__COLLECTED DATA__:
______________________________
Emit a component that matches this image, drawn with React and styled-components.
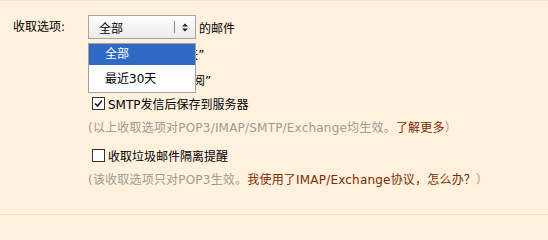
import React from 'react';
import styled, { createGlobalStyle } from 'styled-components';

const GlobalStyle = createGlobalStyle`
  html, body {
    margin: 0;
    padding: 0;
    background: #fff1de;
  }
  body {
    font-family: "DejaVu Sans", "Noto Sans CJK SC", sans-serif;
    font-size: 12px;
    color: #000;
  }
`;

const Panel = styled.div`
  width: 548px;
  height: 229px;
  box-sizing: border-box;
  border-top: 1px solid #f6e2c0;
  background: linear-gradient(#fff4e6 0, #fff1de 4px);
`;

const FormRow = styled.div`
  display: flex;
  padding: 13px 0 0 13px;
  border-bottom: 1px solid #f5e2bd;
  height: 214px;
  box-sizing: border-box;
`;

const Label = styled.div`
  width: 75px;
  flex: none;
  line-height: 24px;
  padding-top: 1px;
`;

const Content = styled.div`
  display: flex;
  flex-direction: column;
  position: relative;
`;

const SelectLine = styled.div`
  display: flex;
  align-items: center;
  gap: 3px;
  height: 26px;
`;

const SelectBox = styled.div`
  width: 106px;
  height: 22px;
  border: 1px solid #a3a3a3;
  background: linear-gradient(#fefefe, #ebebeb);
  display: flex;
  align-items: center;
`;

const SelectText = styled.span`
  flex: 1;
  padding-left: 10px;
`;

const Divider = styled.span`
  width: 1px;
  height: 12px;
  background: #8a8a8a;
`;

const Arrows = styled.span`
  width: 20px;
  display: flex;
  justify-content: center;
`;

const CheckRow = styled.label`
  display: flex;
  align-items: center;
  height: ${p => p.$h || 24}px;
  padding-left: 4px;
  gap: 3px;
`;

const Box = styled.span`
  width: 11px;
  height: 11px;
  border: 1px solid #333;
  background: #fff;
  display: flex;
  align-items: center;
  justify-content: center;
`;

const Note = styled.div`
  color: #a29a8f;
  height: ${p => p.$h || 25}px;
  line-height: ${p => p.$h || 25}px;
  white-space: nowrap;
  letter-spacing: 0.2px;
`;

const Link = styled.a`
  color: #7a2c00;
  text-decoration: none;
`;

const Dropdown = styled.div`
  position: absolute;
  left: 0;
  top: 29px;
  width: 106px;
  height: 48px;
  border: 1px solid #a0a0a0;
  background: #fff;
`;

const Option = styled.div`
  height: ${p => p.$h}px;
  line-height: 21px;
  padding: ${p => p.$pt || 0}px 0 0 16px;
  box-sizing: border-box;
  background: ${p => (p.$active ? '#316ac5' : 'transparent')};
  color: ${p => (p.$active ? '#fff' : '#000')};
`;

function Check({ checked }) {
  return (
    <Box>
      {checked && (
        <svg width="9" height="9" viewBox="0 0 9 9">
          <path d="M1 4.5 L3.5 7 L8 1.5" fill="none" stroke="#222" strokeWidth="1.6" />
        </svg>
      )}
    </Box>
  );
}

export default function App() {
  return (
    <Panel>
      <GlobalStyle />
      <FormRow>
        <Label>收取选项:</Label>
        <Content>
          <SelectLine>
            <SelectBox>
              <SelectText>全部</SelectText>
              <Divider />
              <Arrows>
                <svg width="6" height="9" viewBox="0 0 6 9">
                  <path d="M0 3.5 L3 0.5 L6 3.5 Z M0 5.5 L3 8.5 L6 5.5 Z" fill="#222" />
                </svg>
              </Arrows>
            </SelectBox>
            <span>的邮件</span>
          </SelectLine>
          <CheckRow $h={27}>
            <Check />
            收取“我的文件夹”
          </CheckRow>
          <CheckRow $h={24}>
            <Check />
            收取“QQ邮件订阅”
          </CheckRow>
          <CheckRow $h={25}>
            <Check checked />
            SMTP发信后保存到服务器
          </CheckRow>
          <Note>
            (以上收取选项对POP3/IMAP/SMTP/Exchange均生效。<Link href="#">了解更多</Link>）
          </Note>
          <CheckRow $h={28}>
            <Check />
            收取垃圾邮件隔离提醒
          </CheckRow>
          <Note $h={22}>
            (该收取选项只对POP3生效。<Link href="#">我使用了IMAP/Exchange协议，怎么办？</Link>）
          </Note>
          <Dropdown>
            <Option $active $h={21}>全部</Option>
            <Option $h={27} $pt={4}>最近30天</Option>
          </Dropdown>
        </Content>
      </FormRow>
    </Panel>
  );
}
______________________________
__WHAT THE EXERCISE ASKS__:
Where does the word "components" appear? Return each line that holds it.

__ANSWER TO THIS PROBLEM__:
Emit a component that matches this image, drawn with React and styled-components.
import styled, { createGlobalStyle } from 'styled-components';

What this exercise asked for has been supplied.